-- begin RECORDS SUPPLIED --
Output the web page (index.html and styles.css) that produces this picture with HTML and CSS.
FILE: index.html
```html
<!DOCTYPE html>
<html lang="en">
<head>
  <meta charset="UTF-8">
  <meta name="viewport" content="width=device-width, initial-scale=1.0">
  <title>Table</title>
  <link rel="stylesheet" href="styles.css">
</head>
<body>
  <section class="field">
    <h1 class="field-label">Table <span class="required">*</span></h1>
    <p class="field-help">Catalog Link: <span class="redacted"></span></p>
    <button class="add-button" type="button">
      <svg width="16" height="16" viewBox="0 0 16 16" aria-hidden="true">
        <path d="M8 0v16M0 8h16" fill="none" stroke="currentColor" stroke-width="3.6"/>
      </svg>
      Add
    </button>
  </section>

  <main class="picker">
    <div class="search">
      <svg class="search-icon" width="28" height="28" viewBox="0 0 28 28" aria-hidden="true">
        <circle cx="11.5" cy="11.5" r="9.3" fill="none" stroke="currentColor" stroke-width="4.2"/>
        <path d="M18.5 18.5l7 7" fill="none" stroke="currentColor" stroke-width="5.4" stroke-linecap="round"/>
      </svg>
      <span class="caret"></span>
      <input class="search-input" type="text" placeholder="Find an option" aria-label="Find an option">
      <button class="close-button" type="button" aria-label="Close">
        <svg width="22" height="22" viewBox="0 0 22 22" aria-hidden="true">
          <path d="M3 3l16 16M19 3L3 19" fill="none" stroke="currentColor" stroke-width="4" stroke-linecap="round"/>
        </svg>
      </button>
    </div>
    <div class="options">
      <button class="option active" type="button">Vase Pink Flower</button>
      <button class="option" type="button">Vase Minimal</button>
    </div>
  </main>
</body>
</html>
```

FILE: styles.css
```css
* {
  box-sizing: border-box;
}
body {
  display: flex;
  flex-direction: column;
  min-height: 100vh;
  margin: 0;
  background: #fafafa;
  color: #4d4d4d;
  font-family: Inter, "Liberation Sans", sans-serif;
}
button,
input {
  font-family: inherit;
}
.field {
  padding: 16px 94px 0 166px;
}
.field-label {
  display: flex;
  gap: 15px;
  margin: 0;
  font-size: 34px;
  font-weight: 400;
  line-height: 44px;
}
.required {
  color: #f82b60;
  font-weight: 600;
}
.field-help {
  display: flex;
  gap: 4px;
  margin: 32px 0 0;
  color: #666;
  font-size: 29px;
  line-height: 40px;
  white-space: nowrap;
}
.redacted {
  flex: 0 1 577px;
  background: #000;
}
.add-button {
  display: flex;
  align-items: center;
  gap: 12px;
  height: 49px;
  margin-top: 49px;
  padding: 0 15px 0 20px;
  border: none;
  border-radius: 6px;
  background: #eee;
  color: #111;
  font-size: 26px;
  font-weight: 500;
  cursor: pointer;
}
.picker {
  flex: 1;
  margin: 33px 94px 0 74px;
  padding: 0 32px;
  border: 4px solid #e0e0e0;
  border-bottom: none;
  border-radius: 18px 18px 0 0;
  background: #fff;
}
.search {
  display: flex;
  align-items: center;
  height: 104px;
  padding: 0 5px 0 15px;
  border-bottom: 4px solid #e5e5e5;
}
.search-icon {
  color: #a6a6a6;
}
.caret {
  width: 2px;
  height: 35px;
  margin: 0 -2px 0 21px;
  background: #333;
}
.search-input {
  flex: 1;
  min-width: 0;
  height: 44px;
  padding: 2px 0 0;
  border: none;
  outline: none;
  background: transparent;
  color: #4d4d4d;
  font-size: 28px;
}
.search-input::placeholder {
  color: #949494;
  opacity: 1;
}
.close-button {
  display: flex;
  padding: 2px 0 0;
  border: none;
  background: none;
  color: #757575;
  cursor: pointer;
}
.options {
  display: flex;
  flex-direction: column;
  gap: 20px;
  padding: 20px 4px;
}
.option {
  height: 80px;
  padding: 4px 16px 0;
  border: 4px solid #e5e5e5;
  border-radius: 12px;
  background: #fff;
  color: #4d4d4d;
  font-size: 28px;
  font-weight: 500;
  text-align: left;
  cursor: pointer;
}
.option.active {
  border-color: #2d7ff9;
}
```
-- end RECORDS SUPPLIED --
-- begin RECORDS SUPPLIED --
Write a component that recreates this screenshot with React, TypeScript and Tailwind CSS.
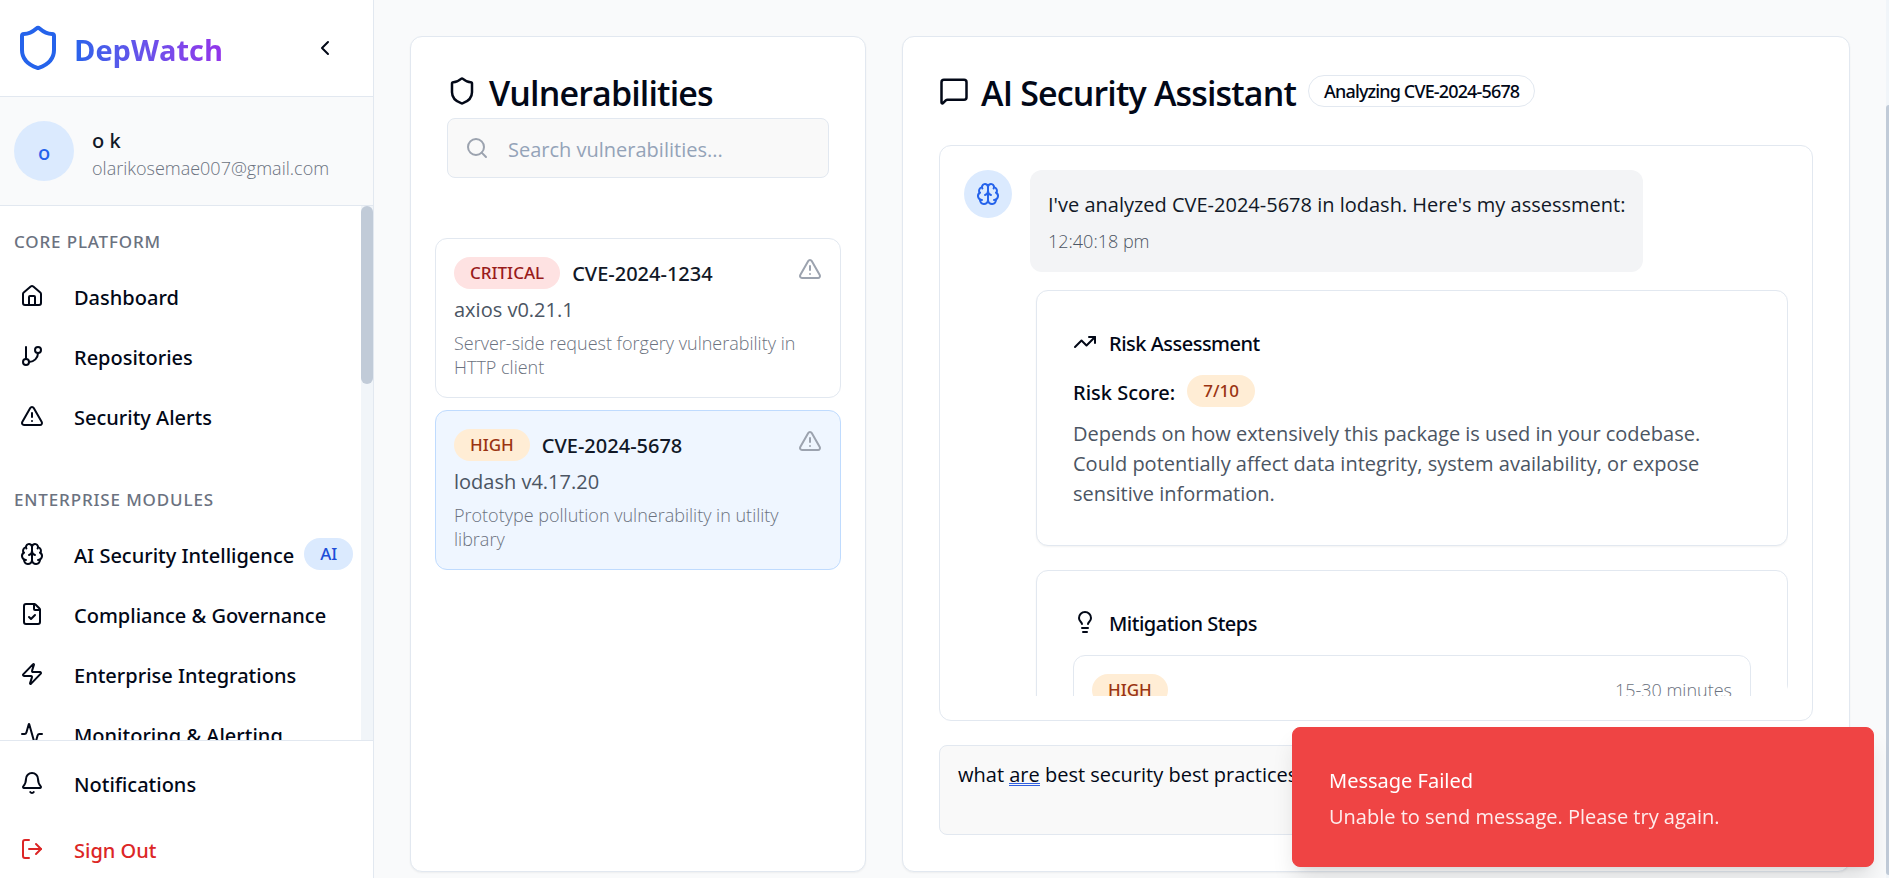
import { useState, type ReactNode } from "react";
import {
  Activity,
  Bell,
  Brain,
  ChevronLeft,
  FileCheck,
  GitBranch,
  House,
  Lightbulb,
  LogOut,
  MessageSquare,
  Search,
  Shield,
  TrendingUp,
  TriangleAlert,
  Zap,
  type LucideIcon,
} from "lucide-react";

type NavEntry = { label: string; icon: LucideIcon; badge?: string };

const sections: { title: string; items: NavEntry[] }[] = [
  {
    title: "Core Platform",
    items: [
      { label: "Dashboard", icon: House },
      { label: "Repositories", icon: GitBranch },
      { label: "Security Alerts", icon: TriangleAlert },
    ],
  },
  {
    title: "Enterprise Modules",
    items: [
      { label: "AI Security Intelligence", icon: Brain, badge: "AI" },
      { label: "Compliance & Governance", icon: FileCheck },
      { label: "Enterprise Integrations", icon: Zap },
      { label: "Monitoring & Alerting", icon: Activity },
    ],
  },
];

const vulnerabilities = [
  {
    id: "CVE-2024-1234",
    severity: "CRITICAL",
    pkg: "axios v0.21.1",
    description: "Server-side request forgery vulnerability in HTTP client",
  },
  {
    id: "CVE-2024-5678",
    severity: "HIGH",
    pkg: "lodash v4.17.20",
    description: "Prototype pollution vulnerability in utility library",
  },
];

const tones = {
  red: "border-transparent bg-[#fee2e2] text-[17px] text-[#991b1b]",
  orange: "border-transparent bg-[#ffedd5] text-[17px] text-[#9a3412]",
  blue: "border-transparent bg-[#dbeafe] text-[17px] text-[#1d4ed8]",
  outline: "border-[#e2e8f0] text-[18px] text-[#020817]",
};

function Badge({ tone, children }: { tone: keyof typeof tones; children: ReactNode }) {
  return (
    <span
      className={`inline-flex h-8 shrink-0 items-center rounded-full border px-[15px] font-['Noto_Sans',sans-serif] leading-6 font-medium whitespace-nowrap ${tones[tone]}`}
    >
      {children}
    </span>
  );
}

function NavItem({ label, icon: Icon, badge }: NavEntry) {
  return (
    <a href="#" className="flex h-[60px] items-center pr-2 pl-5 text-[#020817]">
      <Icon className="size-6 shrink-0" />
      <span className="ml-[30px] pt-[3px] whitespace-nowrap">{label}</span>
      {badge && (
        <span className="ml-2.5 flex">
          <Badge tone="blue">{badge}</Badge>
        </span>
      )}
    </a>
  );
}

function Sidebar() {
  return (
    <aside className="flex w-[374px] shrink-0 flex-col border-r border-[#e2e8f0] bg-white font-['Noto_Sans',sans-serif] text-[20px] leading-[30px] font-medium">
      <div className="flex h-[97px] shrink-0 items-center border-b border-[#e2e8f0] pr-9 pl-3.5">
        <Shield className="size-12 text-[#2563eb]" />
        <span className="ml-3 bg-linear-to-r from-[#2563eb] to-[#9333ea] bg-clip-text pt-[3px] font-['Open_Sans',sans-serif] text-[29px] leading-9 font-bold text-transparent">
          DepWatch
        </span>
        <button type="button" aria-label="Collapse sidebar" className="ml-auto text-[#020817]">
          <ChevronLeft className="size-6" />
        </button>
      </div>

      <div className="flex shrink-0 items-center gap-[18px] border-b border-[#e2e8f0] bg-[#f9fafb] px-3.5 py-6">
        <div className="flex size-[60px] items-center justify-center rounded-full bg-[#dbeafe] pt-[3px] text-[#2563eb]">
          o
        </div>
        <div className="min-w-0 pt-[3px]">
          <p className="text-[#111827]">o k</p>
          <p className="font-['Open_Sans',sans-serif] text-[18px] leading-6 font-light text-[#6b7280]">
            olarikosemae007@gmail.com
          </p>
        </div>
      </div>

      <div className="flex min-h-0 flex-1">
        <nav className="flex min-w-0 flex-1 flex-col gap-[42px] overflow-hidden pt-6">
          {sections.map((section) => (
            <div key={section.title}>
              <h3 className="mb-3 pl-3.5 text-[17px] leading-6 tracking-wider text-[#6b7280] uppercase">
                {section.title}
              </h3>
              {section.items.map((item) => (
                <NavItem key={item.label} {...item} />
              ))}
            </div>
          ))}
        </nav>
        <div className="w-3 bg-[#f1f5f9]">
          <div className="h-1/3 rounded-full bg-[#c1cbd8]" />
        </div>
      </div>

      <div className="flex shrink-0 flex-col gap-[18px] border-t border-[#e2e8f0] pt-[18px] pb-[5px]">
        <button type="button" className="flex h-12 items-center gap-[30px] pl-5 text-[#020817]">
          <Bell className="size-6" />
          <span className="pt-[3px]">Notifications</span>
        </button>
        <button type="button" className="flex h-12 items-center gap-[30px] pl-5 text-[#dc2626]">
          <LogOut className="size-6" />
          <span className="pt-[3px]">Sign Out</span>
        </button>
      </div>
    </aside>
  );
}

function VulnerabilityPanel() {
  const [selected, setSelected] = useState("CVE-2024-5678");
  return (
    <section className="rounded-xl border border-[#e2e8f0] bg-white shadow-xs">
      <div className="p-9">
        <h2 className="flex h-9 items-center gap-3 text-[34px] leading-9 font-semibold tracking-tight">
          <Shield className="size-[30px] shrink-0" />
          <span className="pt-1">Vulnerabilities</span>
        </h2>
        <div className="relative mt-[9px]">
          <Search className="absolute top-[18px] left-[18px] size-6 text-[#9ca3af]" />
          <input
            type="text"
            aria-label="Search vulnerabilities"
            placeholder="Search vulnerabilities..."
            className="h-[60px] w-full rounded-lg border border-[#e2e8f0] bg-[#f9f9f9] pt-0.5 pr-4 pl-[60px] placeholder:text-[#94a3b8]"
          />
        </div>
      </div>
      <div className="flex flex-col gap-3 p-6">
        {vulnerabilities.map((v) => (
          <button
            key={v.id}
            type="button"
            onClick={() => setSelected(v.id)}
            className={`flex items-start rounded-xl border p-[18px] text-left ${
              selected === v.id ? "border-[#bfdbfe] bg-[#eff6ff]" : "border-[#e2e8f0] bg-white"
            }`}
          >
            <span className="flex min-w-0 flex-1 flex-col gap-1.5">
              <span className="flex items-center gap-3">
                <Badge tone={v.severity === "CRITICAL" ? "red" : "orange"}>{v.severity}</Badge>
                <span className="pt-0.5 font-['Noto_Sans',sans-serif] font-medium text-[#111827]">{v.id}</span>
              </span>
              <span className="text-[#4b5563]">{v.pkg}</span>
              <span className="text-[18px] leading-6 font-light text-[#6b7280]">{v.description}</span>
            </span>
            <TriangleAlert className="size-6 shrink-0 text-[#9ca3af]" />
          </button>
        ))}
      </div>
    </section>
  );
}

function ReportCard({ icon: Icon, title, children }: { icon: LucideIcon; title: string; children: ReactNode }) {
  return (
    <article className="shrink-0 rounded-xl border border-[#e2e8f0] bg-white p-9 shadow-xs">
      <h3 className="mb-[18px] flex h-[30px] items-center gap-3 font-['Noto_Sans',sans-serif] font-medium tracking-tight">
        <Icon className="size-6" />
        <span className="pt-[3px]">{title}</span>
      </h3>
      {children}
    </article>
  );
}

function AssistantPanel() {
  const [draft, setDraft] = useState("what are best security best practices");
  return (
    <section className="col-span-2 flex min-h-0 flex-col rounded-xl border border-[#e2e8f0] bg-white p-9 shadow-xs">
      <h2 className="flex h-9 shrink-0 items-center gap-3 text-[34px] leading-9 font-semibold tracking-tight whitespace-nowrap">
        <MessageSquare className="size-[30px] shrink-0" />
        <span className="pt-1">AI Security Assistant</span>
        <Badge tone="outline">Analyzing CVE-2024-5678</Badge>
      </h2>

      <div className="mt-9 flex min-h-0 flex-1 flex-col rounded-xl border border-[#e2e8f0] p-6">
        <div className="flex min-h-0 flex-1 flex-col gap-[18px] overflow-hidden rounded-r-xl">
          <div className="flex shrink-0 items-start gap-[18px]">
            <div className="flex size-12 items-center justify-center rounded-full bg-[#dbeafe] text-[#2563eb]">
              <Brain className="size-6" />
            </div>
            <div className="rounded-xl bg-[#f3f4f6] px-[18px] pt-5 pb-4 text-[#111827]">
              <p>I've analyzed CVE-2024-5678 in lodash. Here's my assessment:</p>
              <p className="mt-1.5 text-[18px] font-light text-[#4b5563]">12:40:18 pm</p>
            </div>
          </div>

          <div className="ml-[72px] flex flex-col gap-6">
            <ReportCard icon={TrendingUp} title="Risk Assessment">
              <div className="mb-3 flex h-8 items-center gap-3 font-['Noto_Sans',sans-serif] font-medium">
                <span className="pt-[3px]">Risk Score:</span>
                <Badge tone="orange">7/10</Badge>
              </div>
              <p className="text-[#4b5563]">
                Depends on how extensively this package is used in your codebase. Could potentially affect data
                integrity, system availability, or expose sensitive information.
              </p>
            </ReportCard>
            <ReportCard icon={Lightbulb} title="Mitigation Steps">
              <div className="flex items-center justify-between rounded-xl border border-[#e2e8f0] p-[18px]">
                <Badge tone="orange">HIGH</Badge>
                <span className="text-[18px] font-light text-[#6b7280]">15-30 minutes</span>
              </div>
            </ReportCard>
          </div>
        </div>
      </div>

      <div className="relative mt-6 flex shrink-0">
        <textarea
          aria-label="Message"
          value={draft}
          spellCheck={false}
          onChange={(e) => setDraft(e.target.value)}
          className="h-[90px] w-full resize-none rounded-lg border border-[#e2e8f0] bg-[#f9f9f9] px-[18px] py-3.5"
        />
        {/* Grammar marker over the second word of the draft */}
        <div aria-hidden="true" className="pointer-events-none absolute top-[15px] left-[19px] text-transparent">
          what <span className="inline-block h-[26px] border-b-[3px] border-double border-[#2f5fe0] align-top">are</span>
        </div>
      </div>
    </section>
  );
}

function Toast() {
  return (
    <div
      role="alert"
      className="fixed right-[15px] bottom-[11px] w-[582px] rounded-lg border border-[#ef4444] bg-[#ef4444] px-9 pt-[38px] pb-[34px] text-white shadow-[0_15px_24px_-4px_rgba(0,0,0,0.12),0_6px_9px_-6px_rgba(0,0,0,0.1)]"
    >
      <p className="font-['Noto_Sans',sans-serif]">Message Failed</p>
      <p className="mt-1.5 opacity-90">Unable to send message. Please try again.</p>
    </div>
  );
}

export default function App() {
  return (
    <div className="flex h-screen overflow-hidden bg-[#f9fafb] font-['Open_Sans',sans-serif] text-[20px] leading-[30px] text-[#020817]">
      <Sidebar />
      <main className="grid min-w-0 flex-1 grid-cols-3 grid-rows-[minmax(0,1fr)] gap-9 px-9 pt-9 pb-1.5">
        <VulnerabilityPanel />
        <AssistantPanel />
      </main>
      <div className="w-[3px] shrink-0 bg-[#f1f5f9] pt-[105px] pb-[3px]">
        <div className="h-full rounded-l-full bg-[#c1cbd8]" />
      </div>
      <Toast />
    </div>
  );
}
-- end RECORDS SUPPLIED --
▶ [WHAT IS NEEDED] Repeat exactly the stretch of lines that opens with the line containing "Write a component" and closes with the line containing "string; icon: LucideIcon;". Leave the pictures out, and add nothing.

▶ [CORRECT RESPONSE]
Write a component that recreates this screenshot with React, TypeScript and Tailwind CSS.
import { useState, type ReactNode } from "react";
import {
  Activity,
  Bell,
  Brain,
  ChevronLeft,
  FileCheck,
  GitBranch,
  House,
  Lightbulb,
  LogOut,
  MessageSquare,
  Search,
  Shield,
  TrendingUp,
  TriangleAlert,
  Zap,
  type LucideIcon,
} from "lucide-react";

type NavEntry = { label: string; icon: LucideIcon; badge?: string };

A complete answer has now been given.